The active model uses sophisticated statistical software processors to accumulate stochastic knowledge about the variables in the database and to build internal probability maps, for detecting relationships among these data elements. In addition to performing this kind of analysis on data elements appearing in the database, the statistical processors can compute similar distributions and relationships for complex mathematical and logical expressions that can be defined by the user and can be based on multiple data fields from different data sources. These extensions to the data model serve a crucial role in the second phase.
Upon completion of the learning phase, analysts can review the multi-dimensional relations and search for invalid clusters (combinations of parameters which should not appear together). They can then remove these relationships, thereby guaranteeing that these combinations will be flagged as invalid in the cleaning phase. Alternatively they can attach special "pattern sensors" to the combinations. These sensors will trigger, upon detection, specific logic that is required to handle the data during the cleaning phase.
The Learning phase can be followed by an optional review and adjustment session. In this session, exceptions (warnings) that are detected by sensors or inconsistencies that are flagged by the system are routed to a data analyst. Based on the analysts responses to these error conditions, the system updates and adjusts its internal probability maps, thereby acquiring new "expert" knowledge for guiding the transformation process.

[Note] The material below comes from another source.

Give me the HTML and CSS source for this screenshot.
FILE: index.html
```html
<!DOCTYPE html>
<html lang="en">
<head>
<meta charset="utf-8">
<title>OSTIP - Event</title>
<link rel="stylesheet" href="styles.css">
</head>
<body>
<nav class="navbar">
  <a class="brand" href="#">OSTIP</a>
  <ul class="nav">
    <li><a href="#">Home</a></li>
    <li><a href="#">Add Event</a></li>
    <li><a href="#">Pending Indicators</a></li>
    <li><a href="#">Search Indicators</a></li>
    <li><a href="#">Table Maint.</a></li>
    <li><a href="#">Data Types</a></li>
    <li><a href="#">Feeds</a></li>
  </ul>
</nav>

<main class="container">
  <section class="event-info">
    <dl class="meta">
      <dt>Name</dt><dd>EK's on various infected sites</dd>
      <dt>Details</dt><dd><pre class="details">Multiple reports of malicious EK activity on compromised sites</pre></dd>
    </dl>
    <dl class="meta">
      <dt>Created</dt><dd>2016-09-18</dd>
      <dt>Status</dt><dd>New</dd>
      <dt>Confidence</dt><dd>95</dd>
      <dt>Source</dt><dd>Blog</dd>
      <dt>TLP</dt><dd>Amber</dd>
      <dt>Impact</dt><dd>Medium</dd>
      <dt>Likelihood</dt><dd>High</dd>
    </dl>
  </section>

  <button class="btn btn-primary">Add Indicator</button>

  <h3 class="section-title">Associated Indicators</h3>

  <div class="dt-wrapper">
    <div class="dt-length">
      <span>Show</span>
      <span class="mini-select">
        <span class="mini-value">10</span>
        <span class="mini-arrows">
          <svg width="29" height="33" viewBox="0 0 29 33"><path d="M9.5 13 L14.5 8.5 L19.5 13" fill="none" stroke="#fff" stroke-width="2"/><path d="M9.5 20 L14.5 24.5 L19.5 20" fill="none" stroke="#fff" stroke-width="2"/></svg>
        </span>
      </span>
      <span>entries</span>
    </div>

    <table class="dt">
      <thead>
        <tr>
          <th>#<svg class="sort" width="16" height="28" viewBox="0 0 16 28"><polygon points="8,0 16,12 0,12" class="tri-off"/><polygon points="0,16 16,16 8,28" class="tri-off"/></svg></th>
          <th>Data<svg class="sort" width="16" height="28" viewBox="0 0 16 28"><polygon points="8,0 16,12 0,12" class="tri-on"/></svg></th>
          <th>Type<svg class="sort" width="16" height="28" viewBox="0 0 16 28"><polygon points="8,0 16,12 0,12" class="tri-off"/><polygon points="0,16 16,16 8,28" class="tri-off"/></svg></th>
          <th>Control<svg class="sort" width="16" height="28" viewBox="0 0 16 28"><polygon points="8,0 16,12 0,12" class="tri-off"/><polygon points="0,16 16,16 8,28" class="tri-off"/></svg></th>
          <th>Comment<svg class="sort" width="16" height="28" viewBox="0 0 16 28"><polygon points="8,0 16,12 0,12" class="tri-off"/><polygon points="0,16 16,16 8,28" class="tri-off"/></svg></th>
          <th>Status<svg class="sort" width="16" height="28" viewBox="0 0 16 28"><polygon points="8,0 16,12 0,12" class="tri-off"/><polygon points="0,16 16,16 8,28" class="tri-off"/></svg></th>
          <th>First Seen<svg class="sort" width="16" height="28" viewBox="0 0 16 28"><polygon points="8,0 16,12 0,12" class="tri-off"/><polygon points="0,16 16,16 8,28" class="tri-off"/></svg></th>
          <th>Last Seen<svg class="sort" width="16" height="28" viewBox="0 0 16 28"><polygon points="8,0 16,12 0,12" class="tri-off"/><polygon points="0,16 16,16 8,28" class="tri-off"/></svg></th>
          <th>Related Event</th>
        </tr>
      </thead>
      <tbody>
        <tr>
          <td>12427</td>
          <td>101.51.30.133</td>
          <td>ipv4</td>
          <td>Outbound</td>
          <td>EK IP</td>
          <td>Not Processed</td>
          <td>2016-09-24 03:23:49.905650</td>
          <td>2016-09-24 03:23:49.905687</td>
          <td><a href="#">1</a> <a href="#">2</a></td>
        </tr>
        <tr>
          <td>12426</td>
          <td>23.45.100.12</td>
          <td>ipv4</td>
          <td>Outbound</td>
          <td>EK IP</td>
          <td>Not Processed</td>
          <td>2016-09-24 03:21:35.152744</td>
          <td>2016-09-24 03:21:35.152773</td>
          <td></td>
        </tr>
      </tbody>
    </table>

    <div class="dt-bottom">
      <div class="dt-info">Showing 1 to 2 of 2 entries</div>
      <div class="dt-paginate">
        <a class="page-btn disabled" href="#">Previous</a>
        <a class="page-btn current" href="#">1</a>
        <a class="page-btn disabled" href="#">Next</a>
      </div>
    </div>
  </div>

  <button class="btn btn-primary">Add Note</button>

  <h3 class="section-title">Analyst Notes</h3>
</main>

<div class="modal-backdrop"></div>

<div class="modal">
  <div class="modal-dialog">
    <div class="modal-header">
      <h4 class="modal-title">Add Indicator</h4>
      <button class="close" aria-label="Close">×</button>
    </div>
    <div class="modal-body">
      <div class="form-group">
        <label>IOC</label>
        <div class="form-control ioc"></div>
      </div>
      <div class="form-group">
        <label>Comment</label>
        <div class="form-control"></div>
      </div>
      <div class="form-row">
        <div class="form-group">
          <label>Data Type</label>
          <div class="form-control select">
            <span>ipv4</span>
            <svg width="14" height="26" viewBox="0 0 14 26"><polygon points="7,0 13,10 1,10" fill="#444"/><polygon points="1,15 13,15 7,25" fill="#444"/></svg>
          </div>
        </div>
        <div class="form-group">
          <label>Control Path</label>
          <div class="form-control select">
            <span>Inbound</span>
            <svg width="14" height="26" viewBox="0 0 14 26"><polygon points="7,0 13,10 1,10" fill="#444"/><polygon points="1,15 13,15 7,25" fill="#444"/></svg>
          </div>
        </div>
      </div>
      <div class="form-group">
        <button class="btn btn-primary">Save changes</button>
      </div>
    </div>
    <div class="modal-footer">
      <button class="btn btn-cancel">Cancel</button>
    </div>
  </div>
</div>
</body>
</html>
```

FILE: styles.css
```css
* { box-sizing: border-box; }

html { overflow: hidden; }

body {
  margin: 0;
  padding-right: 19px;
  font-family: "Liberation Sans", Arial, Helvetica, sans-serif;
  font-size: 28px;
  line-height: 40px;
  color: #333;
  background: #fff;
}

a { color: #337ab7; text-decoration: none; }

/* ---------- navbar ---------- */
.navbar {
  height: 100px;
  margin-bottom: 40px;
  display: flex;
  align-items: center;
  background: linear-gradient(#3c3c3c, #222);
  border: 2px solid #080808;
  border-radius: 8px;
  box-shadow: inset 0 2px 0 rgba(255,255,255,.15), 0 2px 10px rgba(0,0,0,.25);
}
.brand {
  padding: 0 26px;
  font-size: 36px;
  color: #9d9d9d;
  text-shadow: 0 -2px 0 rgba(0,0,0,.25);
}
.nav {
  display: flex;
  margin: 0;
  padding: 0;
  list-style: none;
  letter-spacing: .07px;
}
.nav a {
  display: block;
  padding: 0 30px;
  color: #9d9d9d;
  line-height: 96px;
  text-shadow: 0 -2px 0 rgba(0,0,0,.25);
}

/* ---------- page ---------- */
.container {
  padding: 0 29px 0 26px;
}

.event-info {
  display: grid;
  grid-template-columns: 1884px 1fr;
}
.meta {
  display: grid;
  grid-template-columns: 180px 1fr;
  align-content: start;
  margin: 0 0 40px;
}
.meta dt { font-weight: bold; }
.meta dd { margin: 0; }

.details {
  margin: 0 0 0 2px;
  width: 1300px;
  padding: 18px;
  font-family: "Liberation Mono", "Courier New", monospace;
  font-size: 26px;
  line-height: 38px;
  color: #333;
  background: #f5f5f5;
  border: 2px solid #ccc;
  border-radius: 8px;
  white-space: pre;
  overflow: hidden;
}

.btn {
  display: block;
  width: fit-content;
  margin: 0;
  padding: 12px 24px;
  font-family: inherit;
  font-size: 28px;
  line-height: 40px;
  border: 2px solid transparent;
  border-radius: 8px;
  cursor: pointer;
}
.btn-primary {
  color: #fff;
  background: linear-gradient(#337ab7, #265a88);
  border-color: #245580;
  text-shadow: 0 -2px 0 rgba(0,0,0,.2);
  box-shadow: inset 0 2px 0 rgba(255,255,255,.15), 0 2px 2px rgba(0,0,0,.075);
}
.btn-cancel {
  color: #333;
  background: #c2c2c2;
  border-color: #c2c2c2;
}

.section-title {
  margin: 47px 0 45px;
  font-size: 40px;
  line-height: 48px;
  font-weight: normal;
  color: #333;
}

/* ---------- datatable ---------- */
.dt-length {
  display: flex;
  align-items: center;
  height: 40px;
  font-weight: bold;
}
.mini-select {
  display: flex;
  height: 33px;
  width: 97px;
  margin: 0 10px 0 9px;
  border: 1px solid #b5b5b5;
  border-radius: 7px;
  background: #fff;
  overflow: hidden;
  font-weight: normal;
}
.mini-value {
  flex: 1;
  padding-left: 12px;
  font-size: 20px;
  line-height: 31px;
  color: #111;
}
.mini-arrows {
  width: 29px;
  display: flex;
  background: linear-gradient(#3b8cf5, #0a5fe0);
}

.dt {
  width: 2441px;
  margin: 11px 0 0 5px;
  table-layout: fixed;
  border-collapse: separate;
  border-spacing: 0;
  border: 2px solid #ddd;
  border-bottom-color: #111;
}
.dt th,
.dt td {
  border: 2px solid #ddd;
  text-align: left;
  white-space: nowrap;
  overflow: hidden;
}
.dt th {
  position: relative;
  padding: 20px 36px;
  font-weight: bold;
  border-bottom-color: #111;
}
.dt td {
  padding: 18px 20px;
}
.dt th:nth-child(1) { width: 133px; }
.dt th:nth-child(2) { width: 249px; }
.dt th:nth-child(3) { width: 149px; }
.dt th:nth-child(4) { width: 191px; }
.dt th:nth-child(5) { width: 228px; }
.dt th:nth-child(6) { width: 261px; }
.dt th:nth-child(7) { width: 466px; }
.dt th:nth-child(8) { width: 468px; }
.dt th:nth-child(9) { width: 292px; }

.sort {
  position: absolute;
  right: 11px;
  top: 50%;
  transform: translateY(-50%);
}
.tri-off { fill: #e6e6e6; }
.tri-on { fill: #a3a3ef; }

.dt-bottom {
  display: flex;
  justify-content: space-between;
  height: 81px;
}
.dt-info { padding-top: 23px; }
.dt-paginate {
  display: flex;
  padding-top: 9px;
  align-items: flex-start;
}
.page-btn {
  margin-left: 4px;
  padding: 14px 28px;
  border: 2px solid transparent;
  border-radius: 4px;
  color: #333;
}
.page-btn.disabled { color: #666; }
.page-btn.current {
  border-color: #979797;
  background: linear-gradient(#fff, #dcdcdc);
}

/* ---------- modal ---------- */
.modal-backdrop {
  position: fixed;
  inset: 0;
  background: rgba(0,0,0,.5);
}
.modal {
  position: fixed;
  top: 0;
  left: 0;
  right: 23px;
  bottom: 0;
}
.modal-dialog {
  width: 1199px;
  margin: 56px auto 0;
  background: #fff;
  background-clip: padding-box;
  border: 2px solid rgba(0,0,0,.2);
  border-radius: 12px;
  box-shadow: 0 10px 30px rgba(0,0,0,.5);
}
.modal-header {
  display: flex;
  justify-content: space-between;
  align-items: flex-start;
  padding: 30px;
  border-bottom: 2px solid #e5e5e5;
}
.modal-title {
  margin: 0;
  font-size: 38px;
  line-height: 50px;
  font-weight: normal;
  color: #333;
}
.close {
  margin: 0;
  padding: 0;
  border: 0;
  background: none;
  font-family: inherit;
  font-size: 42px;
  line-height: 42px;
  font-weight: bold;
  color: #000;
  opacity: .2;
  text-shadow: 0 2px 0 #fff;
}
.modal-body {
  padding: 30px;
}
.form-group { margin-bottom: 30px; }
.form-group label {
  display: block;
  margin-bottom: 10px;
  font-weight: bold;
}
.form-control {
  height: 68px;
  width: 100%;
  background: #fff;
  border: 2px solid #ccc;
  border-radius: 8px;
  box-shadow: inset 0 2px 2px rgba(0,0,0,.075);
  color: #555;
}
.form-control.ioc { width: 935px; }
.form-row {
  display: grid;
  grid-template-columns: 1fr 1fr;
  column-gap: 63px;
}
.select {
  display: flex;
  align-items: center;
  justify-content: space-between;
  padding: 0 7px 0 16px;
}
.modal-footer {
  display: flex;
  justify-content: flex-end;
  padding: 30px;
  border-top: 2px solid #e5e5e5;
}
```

The Data Transformation Phase. The Data Transformation is where the real work takes place. Using the relations, probability maps, and rules that were constructed during the learning phase, incorrect data is corrected, incomplete data is enhanced, and codes are translated and unified. Steps in the "assembly line":Completing missing fields. As it passes through the assembly line, missing fields are detected and the system evaluates what is the most probable value to be assigned to the field. If more then one field is missing, the same relations and logic used to assign the first null will constrain appropriately the values used for the next null so values are consistent within records. Error Detection. The same mechanisms that were used for completing missing fields are used for error detection as well . This is done by flagging values which either conflict with an explicit business rule or show up on the distributions as having a very low likelihood of being correct. Linking Domains. The context provided by the probability maps also serve as a good guide for matching disparate records and mapping information from one domain to another. Analyzing Time-Related Fields. A knowledge model that augments the probabilistic model with a time series analysis tool will provide powerful filtering capabilities for time related fields. By utilizing projections, such a tool can fix and filter out noise in time sensitive data. With the introduction of calendars and specific time events, the transformation model is extended to an unprecedented level of reliability and realism.
A Production Environment Built using eCognition
The diagram illustrates a production environment built using eCognition as the transformation engine. The active model incorporates and integrates various types of rules and knowledge inferences. The stochastic operators that were constructed in the learning phase take an active part in the transformation process, providing valuable knowledge of context. In addition to automating the transformation process, the use of stochastic operators that are derived from data sampling provides administrative efficiencies as well since it eliminates the need to manage and maintain a large number of transformation rules.
Deploying the Production Environment for Ongoing Data Mining Activities
The benefits of establishing contextual knowledge in the production environment continue well after the data warehouse is complete. With a robust context engine at their disposal, data mining operations can discover relationships that may have eluded detection otherwise. The same operators that provided context for the transformation now assist in enhancing the explanatory value of the data. Because the transformation engine is a dynamic and flexible model, it can be easily adjusted and updated to incorporate new knowledge and new data sources. Tupais Knowledge Fusion production environment is scalable and distributive so the whole process can be distributed across the organization with multiple models cooperating in a distributed fashion to ensure consistency across widely disparate parts of the enterprise
Establishing a production environment for the construction of data warehouses
accelerates and simplifies the process dramatically, while enhancing accuracy and control.
Moreover, this infrastructure continues to serve the data mining operation after the data
warehouse is complete. Tupais eCognition technology provides a unique system for
creating such a production environment. eCognition extracts knowledge from databases while
integrating implicit, stochastic and explicit knowledge into a unified, coherent and
active knowledge model, useful for both analysis and operationally.